Мы уже в конце августа хотели выпустить спектакль, и от нас ушло два человека, два актера. И мы остались втроем, у нас было такое ощущение, что полный крах, ничего не получится больше. Я думала: боже мой, из театра я людей увела, ничего им не сделала, ничего не получилось, что я теперь буду делать, как буду людям в глаза смотреть? А потом появились люди и, главное, люди, которых мы давно знали, но вдруг увидели, что они могут у нас работать. Мы были с ними в прекрасных отношениях, но мы не знали, что они смогут работать у нас, и увидели, что могут, и стали вводить их в спектакль. На это еще потратили три месяца. И только 3 декабря мы открылись. Но я хочу сказать, что организация театра, это ни для кого не будет сногсшибательной новостью, действительно требует колоссальной энергии, очень много здоровья.

– У вас это есть?

– Теперь уже нет. Энергия есть, здоровья нет.

– Энергию в чем черпаете? В работе?

– В работе. И в дочери. У меня два источника, два полюса. Вот у нас вчера была репетиция. Я посмотрела, что-то, конечно, не получается, а что-то получается так здорово! И сразу думаешь: они так хорошо работают, надо тоже быть на уровне, все время надо быть на уровне, все время держать планку, каждую репетицию, когда приходишь даже к своим актерам. Я все время боюсь их… не знаю, может быть, кто-то уверен в себе, хорошо быть уверенным в себе, а я все время… Внешне уверена, но внутренне… Это, наверное, не состояние неуверенности, а состояние постоянного контроля: так, не так?

– Вы учите, а сами учитесь?

– Наверное, процесс учебы проходит все время, если человек пытливый, если желает, он все время высасывает отовсюду. Учусь я, наверное, учусь, но мне так этого мало. Мне бы вот позаниматься, пообщаться с каким-то мастером, с которым я бы нашла общий язык, с которым мы бы и чувствовали одинаково, и эстетика совпадала. Может быть, и есть в Союзе такой человек, но я его не знаю.
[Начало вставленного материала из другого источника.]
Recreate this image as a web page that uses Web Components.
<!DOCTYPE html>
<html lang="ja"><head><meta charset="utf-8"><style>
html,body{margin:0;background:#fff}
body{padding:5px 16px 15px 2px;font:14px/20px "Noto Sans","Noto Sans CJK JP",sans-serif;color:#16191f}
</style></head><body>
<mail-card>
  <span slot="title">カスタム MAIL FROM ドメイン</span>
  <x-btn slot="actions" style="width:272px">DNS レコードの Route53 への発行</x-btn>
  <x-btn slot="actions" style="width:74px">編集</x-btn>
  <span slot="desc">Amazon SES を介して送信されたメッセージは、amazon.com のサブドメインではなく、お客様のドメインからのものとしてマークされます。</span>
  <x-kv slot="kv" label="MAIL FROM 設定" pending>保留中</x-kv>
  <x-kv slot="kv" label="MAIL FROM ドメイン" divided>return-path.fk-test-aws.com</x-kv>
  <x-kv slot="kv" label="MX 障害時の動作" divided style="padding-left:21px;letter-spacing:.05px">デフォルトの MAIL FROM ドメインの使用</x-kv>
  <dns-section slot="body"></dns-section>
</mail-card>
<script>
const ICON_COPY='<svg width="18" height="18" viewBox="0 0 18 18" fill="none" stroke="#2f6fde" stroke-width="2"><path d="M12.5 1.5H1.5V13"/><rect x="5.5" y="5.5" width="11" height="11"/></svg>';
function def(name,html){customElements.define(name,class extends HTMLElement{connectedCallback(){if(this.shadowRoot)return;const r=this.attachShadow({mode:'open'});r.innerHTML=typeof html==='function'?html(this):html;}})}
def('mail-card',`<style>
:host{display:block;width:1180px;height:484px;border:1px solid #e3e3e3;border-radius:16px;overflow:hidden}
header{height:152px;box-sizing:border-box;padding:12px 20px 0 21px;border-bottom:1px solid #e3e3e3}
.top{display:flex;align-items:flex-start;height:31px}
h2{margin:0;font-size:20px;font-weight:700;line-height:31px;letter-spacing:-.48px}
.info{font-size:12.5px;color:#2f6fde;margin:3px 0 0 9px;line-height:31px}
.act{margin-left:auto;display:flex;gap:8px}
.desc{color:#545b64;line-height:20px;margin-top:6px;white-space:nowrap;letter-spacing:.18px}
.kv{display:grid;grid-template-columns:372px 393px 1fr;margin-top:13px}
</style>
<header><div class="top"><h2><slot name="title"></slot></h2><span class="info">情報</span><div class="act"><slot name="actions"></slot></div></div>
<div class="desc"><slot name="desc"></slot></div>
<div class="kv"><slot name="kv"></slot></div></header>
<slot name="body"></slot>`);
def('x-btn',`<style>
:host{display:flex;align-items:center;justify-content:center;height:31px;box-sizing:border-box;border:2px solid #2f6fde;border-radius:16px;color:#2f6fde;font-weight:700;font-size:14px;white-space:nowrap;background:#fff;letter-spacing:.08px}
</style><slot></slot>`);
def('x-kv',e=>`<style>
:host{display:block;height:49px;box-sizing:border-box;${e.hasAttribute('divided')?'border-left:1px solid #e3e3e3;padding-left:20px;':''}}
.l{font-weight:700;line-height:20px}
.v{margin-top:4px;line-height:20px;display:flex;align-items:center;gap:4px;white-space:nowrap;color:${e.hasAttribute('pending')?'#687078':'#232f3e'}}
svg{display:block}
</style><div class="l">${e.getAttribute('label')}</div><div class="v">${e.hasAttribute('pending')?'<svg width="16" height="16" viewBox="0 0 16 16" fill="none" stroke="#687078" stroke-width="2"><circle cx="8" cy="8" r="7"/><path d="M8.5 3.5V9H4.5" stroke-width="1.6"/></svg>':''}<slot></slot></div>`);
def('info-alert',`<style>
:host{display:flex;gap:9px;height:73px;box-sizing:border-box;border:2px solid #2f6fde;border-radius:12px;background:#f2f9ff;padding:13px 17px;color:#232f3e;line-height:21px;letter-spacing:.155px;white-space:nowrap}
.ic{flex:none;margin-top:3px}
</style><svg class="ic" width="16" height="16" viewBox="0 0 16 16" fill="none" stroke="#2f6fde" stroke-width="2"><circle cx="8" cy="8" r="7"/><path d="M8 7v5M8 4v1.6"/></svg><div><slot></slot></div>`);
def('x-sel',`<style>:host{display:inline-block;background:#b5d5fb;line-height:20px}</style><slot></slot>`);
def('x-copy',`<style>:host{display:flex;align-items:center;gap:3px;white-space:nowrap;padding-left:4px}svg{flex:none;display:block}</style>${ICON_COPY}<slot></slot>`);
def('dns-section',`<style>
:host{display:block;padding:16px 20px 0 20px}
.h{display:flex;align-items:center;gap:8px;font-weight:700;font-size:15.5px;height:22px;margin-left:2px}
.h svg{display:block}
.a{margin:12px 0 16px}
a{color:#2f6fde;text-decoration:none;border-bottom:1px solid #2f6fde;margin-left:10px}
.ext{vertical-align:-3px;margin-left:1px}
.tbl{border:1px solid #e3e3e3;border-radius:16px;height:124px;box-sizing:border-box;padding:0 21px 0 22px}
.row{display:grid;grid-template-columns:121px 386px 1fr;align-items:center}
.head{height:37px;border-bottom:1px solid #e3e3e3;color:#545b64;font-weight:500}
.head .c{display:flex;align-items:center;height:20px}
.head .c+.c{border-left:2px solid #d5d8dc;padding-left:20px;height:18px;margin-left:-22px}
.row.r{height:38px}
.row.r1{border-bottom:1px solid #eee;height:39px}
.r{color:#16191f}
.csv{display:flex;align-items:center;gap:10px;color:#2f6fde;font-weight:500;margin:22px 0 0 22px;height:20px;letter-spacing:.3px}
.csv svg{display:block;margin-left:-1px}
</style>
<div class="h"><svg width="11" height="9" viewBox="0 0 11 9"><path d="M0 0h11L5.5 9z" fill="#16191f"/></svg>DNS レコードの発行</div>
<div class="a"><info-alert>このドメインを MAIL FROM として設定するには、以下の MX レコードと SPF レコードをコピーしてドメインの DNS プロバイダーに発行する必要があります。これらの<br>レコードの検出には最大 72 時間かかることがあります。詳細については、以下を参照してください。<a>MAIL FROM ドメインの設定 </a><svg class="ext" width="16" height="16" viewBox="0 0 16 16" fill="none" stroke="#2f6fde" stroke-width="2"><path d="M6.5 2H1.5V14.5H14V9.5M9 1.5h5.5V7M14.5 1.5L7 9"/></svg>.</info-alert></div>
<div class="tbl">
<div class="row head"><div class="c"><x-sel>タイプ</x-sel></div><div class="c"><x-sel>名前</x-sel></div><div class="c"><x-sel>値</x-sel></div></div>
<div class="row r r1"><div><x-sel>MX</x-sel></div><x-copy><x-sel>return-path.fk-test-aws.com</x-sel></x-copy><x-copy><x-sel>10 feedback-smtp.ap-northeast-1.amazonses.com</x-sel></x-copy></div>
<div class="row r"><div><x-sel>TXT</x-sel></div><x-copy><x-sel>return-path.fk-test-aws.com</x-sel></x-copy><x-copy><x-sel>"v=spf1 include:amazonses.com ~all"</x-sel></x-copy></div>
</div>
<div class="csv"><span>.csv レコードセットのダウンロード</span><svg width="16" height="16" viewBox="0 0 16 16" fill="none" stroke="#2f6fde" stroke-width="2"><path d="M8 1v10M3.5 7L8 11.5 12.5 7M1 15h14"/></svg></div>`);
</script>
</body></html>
– Выбор темы спектакля зависит от вашего настроение?

– Да, поэтому «Игра в прятки» для меня, для моего состояния – немножко вчерашний день. У меня что-то внутри поменялась. Я бы сейчас многое сделала по-другому. Это одно настроение. Следующий спектакль будет другое, другая атмосфера.

– А почему вдруг «Отелло»?

– Я сама этого не знаю! Вечером заснула, утром проснулась и поняла, что буду делать «Отелло». Не знаю, что это такое. Прежде всего меня актеры спросили: что это ты вдруг? Я говорю, не знаю, но они не верят. У меня пока еще не было повода разуверить их в вере в себя. Не было, по-моему, повода. Пока они верят, но очень страшно, если перестанут верить.

– Чем заполнена ваша голова? Неужели все время танцем?

– Нет, танцем – меньше всего. Наверное, какими-то эмоциями. Каждый спектакль – это отображение твоего состояние. Правда? «Отелло» же не мог появиться как-то так. Значит, что-то такое со мной произошло. Я вообще не знаю, что со мной произошло. Но это какой-то совсем начальный, маленький такой импульс, который во мне накручивался и вышел вот в это. У меня бурная жизнь, мне есть о чем подумать. Только что у меня закончились занятия со студентами. Вечером репетиция с актерами.

– Вы прокручиваете в голове прожитый день?

– Нет. Репетиции – да.

– А завтрашний день планируете?

– Всегда. У меня все распланировано. Даже записываю. Я пытаюсь себя организовать. Я все забываю, поэтому записываю.

– Вы не пробовали определить стилевые рамки вашего творчества?

– Пробовала, но у меня ничего не получилось. Я перестала пробовать. Театроведы, которые смотрели спектакль, тоже не могут разобраться, как это обозвать. А в принципе тут ничего не надо обзывать. Это просто театр танца. Так получилось, что Союзе нет другого такого коллектива, где драматические актеры играют, танцуя. Поэтому это и обозвать неизвестно как можно. Да надо ли раскладывать по полкам?

– Театр танца Аллы Сигаловой. Звучит! У вас красивое сочетание – звуковое – имени и фамилии.

– Да? А я все время хотела поменять фамилию. А имя мне вообще не нравится. Какое-то…бум…Алла.

– Балет на вас влияет?

– Конечно, я же воспитывалась на классике. Я это обожаю. Все балетные, с которыми я общаюсь, меня спрашивают: ты, наверное, классику ненавидишь. Выясняется, что я люблю классику, наверное, больше, чем они, потому что они в ней существуют, а я от нее отделена, поэтому я по ней тоскую. Я люблю Кировский театр. Я слепо ему поклоняюсь. Для меня это основа основ, все, что там происходит, это для меня супер.